Located approximately 300 kilometres west of Broome on the very edge of the Australian continental shelf, Clerke Reef is one of three pear-shaped atolls that make up the legendary **Rowley Shoals**. While its siblings, Mermaid Reef and Imperieuse Reef, are spectacular in their own right, Clerke Reef holds a special place in the heart of the Western Australian diving community. It offers a rare combination of adrenaline-pumping drift dives, vertical wall drops that disappear into the abyss, and a lagoon so clear it feels like you're floating in air.
Because of its extreme isolation, this isn't a weekend trip. It is a true expedition. But for those willing to make the journey, the rewards are visibility that defies belief and marine life that has rarely seen a human.
## Entry and Exit: The "Rollercoaster" Drift
Diving at Clerke Reef is almost exclusively done via liveaboard tenders, and the entry procedures are dictated entirely by the tides. The atoll is essentially a giant bucket; when the tide changes, millions of litres of water are forced through narrow channels, creating some of the most exhilarating drift dives on the planet.
**The Entry:** Most dives here, particularly the signature "Channel Drift," begin with a "negative entry" from a tender. You roll back, dump your air immediately, and descend to avoid the surface chop and get straight into the laminar flow of the current. The water is often moving at a speed of 3 to 4 knots (and sometimes faster on spring tides).

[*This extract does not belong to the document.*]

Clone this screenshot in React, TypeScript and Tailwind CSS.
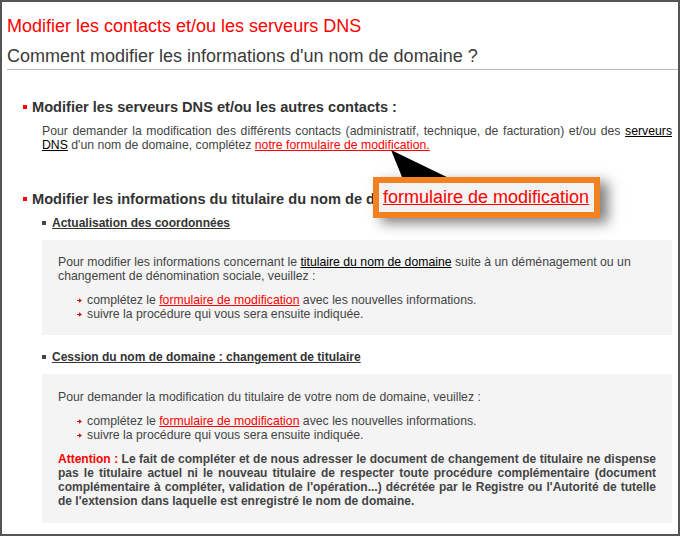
import React from "react";

const Arrow = () => (
  <svg width="5" height="5" viewBox="0 0 5 5" className="shrink-0">
    <polygon points="0,2 2,2 2,0.3 5,2.5 2,4.7 2,3 0,3" fill="#d2141e" />
  </svg>
);

const RedLink = ({ children }: { children: React.ReactNode }) => (
  <span className="text-[#ff0000] underline underline-offset-[1px]">{children}</span>
);

const BlackLink = ({ children }: { children: React.ReactNode }) => (
  <span className="text-black underline underline-offset-[1px]">{children}</span>
);

export default function App() {
  return (
    <div
      className="relative w-[680px] h-[536px] border-2 border-[#555555] bg-white overflow-hidden"
      style={{ fontFamily: '"Liberation Sans", Arial, sans-serif' }}
    >
      <div className="pl-[5px] pt-[14px] text-[18px] leading-[21px] text-[#ff0000]">
        Modifier les contacts et/ou les serveurs DNS
      </div>
      <div className="ml-[5px] mt-[9px] pb-[2px] border-b border-[#bbbbbb] text-[18px] leading-[21px] text-[#3a3a3a]">
        Comment modifier les informations d'un nom de domaine ?
      </div>

      {/* Section 1 */}
      <div className="mt-[29px] pl-[21px] flex items-center text-[14.6px] leading-[16px] font-bold text-[#333333]">
        <span className="w-[4px] h-[4px] bg-[#ff0000] mr-[5px]" />
        Modifier les serveurs DNS et/ou les autres contacts :
      </div>
      <p className="mt-[9px] ml-[40px] mr-[6px] text-[12.25px] leading-[14px] text-[#444444] text-justify">
        Pour demander la modification des différents contacts (administratif, technique, de facturation) et/ou des{" "}
        <BlackLink>serveurs DNS</BlackLink> d'un nom de domaine, complétez <RedLink>notre formulaire de modification.</RedLink>
      </p>

      {/* Section 2 */}
      <div className="mt-[39px] pl-[21px] flex items-center text-[14.6px] leading-[16px] font-bold text-[#333333]">
        <span className="w-[4px] h-[4px] bg-[#ff0000] mr-[5px]" />
        Modifier les informations du titulaire du nom de domaine :
      </div>

      <div className="mt-[9px] ml-[40px] flex items-center text-[12px] leading-[14px] font-bold text-[#333333]">
        <span className="w-[4px] h-[4px] bg-[#444444] mr-[6px]" />
        <span className="underline underline-offset-[1px]">Actualisation des coordonnées</span>
      </div>
      <div className="mt-[10px] ml-[40px] mr-[6px] bg-[#f4f4f4] pt-[15px] pb-[14px] pl-[16px] pr-[16px] text-[12.25px] leading-[14px] text-[#444444]">
        <p>
          Pour modifier les informations concernant le <BlackLink>titulaire du nom de domaine</BlackLink> suite à un déménagement ou un
          changement de dénomination sociale, veuillez :
        </p>
        <div className="mt-[10px] ml-[19px]">
          <div className="flex items-center gap-[5px]">
            <Arrow />
            <span>
              complétez le <RedLink>formulaire de modification</RedLink> avec les nouvelles informations.
            </span>
          </div>
          <div className="flex items-center gap-[5px]">
            <Arrow />
            <span>suivre la procédure qui vous sera ensuite indiquée.</span>
          </div>
        </div>
      </div>

      <div className="mt-[15px] ml-[40px] flex items-center text-[12px] leading-[14px] font-bold text-[#333333]">
        <span className="w-[4px] h-[4px] bg-[#444444] mr-[6px]" />
        <span className="underline underline-offset-[1px]">Cession du nom de domaine : changement de titulaire</span>
      </div>
      <div className="mt-[10px] ml-[40px] mr-[6px] bg-[#f4f4f4] pt-[16px] pb-[15px] pl-[16px] pr-[16px] text-[12.25px] leading-[14px] text-[#444444]">
        <p>Pour demander la modification du titulaire de votre nom de domaine, veuillez :</p>
        <div className="mt-[10px] ml-[19px]">
          <div className="flex items-center gap-[5px]">
            <Arrow />
            <span>
              complétez le <RedLink>formulaire de modification</RedLink> avec les nouvelles informations.
            </span>
          </div>
          <div className="flex items-center gap-[5px]">
            <Arrow />
            <span>suivre la procédure qui vous sera ensuite indiquée.</span>
          </div>
        </div>
        <p className="mt-[10px] text-[12px] font-bold text-justify text-[#444444]">
          <span className="text-[#ff0000]">Attention :</span> Le fait de compléter et de nous adresser le document de changement de
          titulaire ne dispense pas le titulaire actuel ni le nouveau titulaire de respecter toute procédure complémentaire (document
          complémentaire à compléter, validation de l'opération...) décrétée par le Registre ou l'Autorité de tutelle de l'extension
          dans laquelle est enregistré le nom de domaine.
        </p>
      </div>

      {/* Callout */}
      <svg className="absolute left-[389px] top-[148px]" width="70" height="34" viewBox="0 0 70 34">
        <polygon points="0,0 13,32 66,32" fill="#000000" />
      </svg>
      <div className="absolute left-[371px] top-[175px] w-[227px] h-[41px] border-[6px] border-[#f4811f] bg-[#f3f3f3] shadow-[8px_5px_12px_rgba(0,0,0,0.5)] pl-[4px] text-[18px] leading-[29px]">
        <RedLink>formulaire de modification</RedLink>
      </div>
    </div>
  );
}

**The Dive:** Once you are in the slipstream, you don't swim. You fly. The entry point is usually on the outer edge of the channel. As the incoming tide sucks you into the lagoon, you are swept past a kaleidoscope of soft corals and gorgonian fans that are whipped into a feeding frenzy by the nutrient-rich water.
**The Exit:** Exit points are critical here. The drift eventually deposits you into the calmer waters of the lagoon. Safety sausages (DSMBs) are **mandatory**. The tender drivers are experts at spotting them, but you must deploy your buoy while doing your safety stop to ensure they track your drift. The water inside the lagoon is often glass-calm, making the ladder climb back onto the tender a breeze compared to the open ocean swell outside.
## Marine Life: An Aquarium in the Ocean
The Rowley Shoals are frequently described as "an aquarium in the middle of the ocean," and Clerke Reef is the main tank. The isolation has created a unique ecosystem where species from Southeast Asia mix with Western Australian endemics.
**The Mega-Fauna:** You will lose count of the **Grey Reef Sharks**. They patrol the channel entrances in squads, accompanied often by the sleeker, silvery flash of **Silvertip Sharks**. But the true celebrities here are the **Potato Cod** (*Epinephelus tukula*). Unlike their sometimes shy cousins elsewhere, the Potato Cod at Clerke Reef are notoriously friendly, often approaching divers to inspect mask reflections. They can grow up to two metres in length and weigh over 100 kilograms, gentle giants that love a photo op.
**The Pelagics:** On the outer walls, look into the blue. You are likely to see dogtooth tuna, Spanish mackerel, and giant trevally (GTs) hunting in the current. Sailfish and marlin are occasionally spotted cruising the drop-offs, attracted by the sheer density of baitfish.
**The Macro:** Don't let the big stuff distract you entirely. The lagoon creates a sanctuary for macro life. The coral bommies (pinnacles) inside are covered in clouds of anthias and damselfish. If you look closely at the gorgonians, you’ll find Longnose Hawkfish and a variety of commensal shrimps. The nudibranch diversity is staggering, with species often found here that are rarely seen on the mainland coast.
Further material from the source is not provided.